**GIVEN REQUEST:** Restate each line word for word. Leave out every picture.
# # # # # # #
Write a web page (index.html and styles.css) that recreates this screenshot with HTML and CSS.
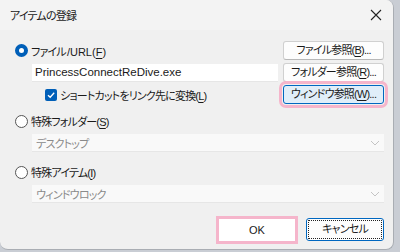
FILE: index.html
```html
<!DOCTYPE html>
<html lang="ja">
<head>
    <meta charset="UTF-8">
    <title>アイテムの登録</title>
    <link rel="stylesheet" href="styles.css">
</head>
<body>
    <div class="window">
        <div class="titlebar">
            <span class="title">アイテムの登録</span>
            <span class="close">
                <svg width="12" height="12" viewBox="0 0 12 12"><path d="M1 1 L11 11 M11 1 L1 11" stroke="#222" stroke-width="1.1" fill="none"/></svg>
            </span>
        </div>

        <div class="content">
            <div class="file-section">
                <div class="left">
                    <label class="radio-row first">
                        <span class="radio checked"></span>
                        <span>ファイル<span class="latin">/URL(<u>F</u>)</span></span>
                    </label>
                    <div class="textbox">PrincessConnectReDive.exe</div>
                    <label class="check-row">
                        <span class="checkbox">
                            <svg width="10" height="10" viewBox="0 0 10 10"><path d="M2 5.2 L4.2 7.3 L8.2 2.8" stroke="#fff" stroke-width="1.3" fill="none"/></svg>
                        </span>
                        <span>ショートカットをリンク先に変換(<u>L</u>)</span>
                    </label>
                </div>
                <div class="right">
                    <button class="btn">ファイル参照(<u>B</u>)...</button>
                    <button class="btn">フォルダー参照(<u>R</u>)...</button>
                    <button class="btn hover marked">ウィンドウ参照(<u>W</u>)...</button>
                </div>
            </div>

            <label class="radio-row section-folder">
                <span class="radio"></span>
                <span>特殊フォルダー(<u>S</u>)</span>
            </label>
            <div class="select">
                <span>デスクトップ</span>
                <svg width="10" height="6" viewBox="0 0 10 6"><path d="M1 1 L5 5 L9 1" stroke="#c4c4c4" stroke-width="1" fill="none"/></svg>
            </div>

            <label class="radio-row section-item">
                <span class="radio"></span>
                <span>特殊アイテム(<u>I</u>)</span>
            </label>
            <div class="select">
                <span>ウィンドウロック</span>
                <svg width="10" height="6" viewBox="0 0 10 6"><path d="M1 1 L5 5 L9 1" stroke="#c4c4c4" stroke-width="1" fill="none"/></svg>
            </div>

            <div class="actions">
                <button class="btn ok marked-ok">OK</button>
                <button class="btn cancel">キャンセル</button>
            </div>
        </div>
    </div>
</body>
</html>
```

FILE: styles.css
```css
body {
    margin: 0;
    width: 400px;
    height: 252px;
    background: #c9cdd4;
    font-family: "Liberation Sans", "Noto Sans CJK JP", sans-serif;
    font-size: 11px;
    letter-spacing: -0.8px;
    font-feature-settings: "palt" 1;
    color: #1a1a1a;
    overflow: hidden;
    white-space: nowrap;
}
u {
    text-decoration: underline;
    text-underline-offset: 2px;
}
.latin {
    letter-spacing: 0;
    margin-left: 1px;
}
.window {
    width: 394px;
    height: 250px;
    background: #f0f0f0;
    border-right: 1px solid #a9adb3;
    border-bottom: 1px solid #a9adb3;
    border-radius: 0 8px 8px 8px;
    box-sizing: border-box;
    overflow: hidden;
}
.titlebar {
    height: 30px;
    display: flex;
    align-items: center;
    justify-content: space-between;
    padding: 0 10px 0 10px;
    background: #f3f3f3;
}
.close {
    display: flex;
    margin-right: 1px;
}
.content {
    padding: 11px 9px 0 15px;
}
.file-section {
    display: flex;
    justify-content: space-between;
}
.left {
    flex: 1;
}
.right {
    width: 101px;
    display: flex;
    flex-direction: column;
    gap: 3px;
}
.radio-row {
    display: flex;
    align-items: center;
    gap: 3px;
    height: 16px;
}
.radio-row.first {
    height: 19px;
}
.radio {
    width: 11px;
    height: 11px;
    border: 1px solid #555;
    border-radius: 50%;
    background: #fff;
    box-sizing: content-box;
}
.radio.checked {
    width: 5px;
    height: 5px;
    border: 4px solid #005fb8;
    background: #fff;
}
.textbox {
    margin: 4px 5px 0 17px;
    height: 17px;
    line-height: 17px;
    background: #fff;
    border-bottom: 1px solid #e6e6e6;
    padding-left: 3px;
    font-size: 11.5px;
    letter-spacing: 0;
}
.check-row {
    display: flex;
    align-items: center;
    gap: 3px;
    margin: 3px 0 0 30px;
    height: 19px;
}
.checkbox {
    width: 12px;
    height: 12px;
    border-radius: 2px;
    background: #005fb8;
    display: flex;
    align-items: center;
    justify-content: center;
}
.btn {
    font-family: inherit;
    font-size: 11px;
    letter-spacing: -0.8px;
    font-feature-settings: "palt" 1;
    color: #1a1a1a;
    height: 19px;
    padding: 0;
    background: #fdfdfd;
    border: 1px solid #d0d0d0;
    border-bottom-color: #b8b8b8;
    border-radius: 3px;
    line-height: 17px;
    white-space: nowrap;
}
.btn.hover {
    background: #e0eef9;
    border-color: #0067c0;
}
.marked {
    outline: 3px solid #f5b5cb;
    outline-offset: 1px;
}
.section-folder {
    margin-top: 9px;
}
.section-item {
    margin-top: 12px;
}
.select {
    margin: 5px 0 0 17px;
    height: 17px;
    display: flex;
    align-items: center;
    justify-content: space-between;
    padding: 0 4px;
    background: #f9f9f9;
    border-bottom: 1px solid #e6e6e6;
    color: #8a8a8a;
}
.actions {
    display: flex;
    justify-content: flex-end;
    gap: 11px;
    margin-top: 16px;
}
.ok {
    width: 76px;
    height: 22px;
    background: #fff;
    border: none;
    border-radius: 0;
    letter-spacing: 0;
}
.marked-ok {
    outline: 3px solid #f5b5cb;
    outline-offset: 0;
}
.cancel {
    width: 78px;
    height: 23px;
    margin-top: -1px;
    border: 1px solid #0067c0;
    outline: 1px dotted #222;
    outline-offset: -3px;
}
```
# # # # # # #
**RESPONSE:**
Write a web page (index.html and styles.css) that recreates this screenshot with HTML and CSS.
FILE: index.html
```html
<!DOCTYPE html>
<html lang="ja">
<head>
    <meta charset="UTF-8">
    <title>アイテムの登録</title>
    <link rel="stylesheet" href="styles.css">
</head>
<body>
    <div class="window">
        <div class="titlebar">
            <span class="title">アイテムの登録</span>
            <span class="close">
                <svg width="12" height="12" viewBox="0 0 12 12"><path d="M1 1 L11 11 M11 1 L1 11" stroke="#222" stroke-width="1.1" fill="none"/></svg>
            </span>
        </div>

        <div class="content">
            <div class="file-section">
                <div class="left">
                    <label class="radio-row first">
                        <span class="radio checked"></span>
                        <span>ファイル<span class="latin">/URL(<u>F</u>)</span></span>
                    </label>
                    <div class="textbox">PrincessConnectReDive.exe</div>
                    <label class="check-row">
                        <span class="checkbox">
                            <svg width="10" height="10" viewBox="0 0 10 10"><path d="M2 5.2 L4.2 7.3 L8.2 2.8" stroke="#fff" stroke-width="1.3" fill="none"/></svg>
                        </span>
                        <span>ショートカットをリンク先に変換(<u>L</u>)</span>
                    </label>
                </div>
                <div class="right">
                    <button class="btn">ファイル参照(<u>B</u>)...</button>
                    <button class="btn">フォルダー参照(<u>R</u>)...</button>
                    <button class="btn hover marked">ウィンドウ参照(<u>W</u>)...</button>
                </div>
            </div>

            <label class="radio-row section-folder">
                <span class="radio"></span>
                <span>特殊フォルダー(<u>S</u>)</span>
            </label>
            <div class="select">
                <span>デスクトップ</span>
                <svg width="10" height="6" viewBox="0 0 10 6"><path d="M1 1 L5 5 L9 1" stroke="#c4c4c4" stroke-width="1" fill="none"/></svg>
            </div>

            <label class="radio-row section-item">
                <span class="radio"></span>
                <span>特殊アイテム(<u>I</u>)</span>
            </label>
            <div class="select">
                <span>ウィンドウロック</span>
                <svg width="10" height="6" viewBox="0 0 10 6"><path d="M1 1 L5 5 L9 1" stroke="#c4c4c4" stroke-width="1" fill="none"/></svg>
            </div>

            <div class="actions">
                <button class="btn ok marked-ok">OK</button>
                <button class="btn cancel">キャンセル</button>
            </div>
        </div>
    </div>
</body>
</html>
```

FILE: styles.css
```css
body {
    margin: 0;
    width: 400px;
    height: 252px;
    background: #c9cdd4;
    font-family: "Liberation Sans", "Noto Sans CJK JP", sans-serif;
    font-size: 11px;
    letter-spacing: -0.8px;
    font-feature-settings: "palt" 1;
    color: #1a1a1a;
    overflow: hidden;
    white-space: nowrap;
}
u {
    text-decoration: underline;
    text-underline-offset: 2px;
}
.latin {
    letter-spacing: 0;
    margin-left: 1px;
}
.window {
    width: 394px;
    height: 250px;
    background: #f0f0f0;
    border-right: 1px solid #a9adb3;
    border-bottom: 1px solid #a9adb3;
    border-radius: 0 8px 8px 8px;
    box-sizing: border-box;
    overflow: hidden;
}
.titlebar {
    height: 30px;
    display: flex;
    align-items: center;
    justify-content: space-between;
    padding: 0 10px 0 10px;
    background: #f3f3f3;
}
.close {
    display: flex;
    margin-right: 1px;
}
.content {
    padding: 11px 9px 0 15px;
}
.file-section {
    display: flex;
    justify-content: space-between;
}
.left {
    flex: 1;
}
.right {
    width: 101px;
    display: flex;
    flex-direction: column;
    gap: 3px;
}
.radio-row {
    display: flex;
    align-items: center;
    gap: 3px;
    height: 16px;
}
.radio-row.first {
    height: 19px;
}
.radio {
    width: 11px;
    height: 11px;
    border: 1px solid #555;
    border-radius: 50%;
    background: #fff;
    box-sizing: content-box;
}
.radio.checked {
    width: 5px;
    height: 5px;
    border: 4px solid #005fb8;
    background: #fff;
}
.textbox {
    margin: 4px 5px 0 17px;
    height: 17px;
    line-height: 17px;
    background: #fff;
    border-bottom: 1px solid #e6e6e6;
    padding-left: 3px;
    font-size: 11.5px;
    letter-spacing: 0;
}
.check-row {
    display: flex;
    align-items: center;
    gap: 3px;
    margin: 3px 0 0 30px;
    height: 19px;
}
.checkbox {
    width: 12px;
    height: 12px;
    border-radius: 2px;
    background: #005fb8;
    display: flex;
    align-items: center;
    justify-content: center;
}
.btn {
    font-family: inherit;
    font-size: 11px;
    letter-spacing: -0.8px;
    font-feature-settings: "palt" 1;
    color: #1a1a1a;
    height: 19px;
    padding: 0;
    background: #fdfdfd;
    border: 1px solid #d0d0d0;
    border-bottom-color: #b8b8b8;
    border-radius: 3px;
    line-height: 17px;
    white-space: nowrap;
}
.btn.hover {
    background: #e0eef9;
    border-color: #0067c0;
}
.marked {
    outline: 3px solid #f5b5cb;
    outline-offset: 1px;
}
.section-folder {
    margin-top: 9px;
}
.section-item {
    margin-top: 12px;
}
.select {
    margin: 5px 0 0 17px;
    height: 17px;
    display: flex;
    align-items: center;
    justify-content: space-between;
    padding: 0 4px;
    background: #f9f9f9;
    border-bottom: 1px solid #e6e6e6;
    color: #8a8a8a;
}
.actions {
    display: flex;
    justify-content: flex-end;
    gap: 11px;
    margin-top: 16px;
}
.ok {
    width: 76px;
    height: 22px;
    background: #fff;
    border: none;
    border-radius: 0;
    letter-spacing: 0;
}
.marked-ok {
    outline: 3px solid #f5b5cb;
    outline-offset: 0;
}
.cancel {
    width: 78px;
    height: 23px;
    margin-top: -1px;
    border: 1px solid #0067c0;
    outline: 1px dotted #222;
    outline-offset: -3px;
}
```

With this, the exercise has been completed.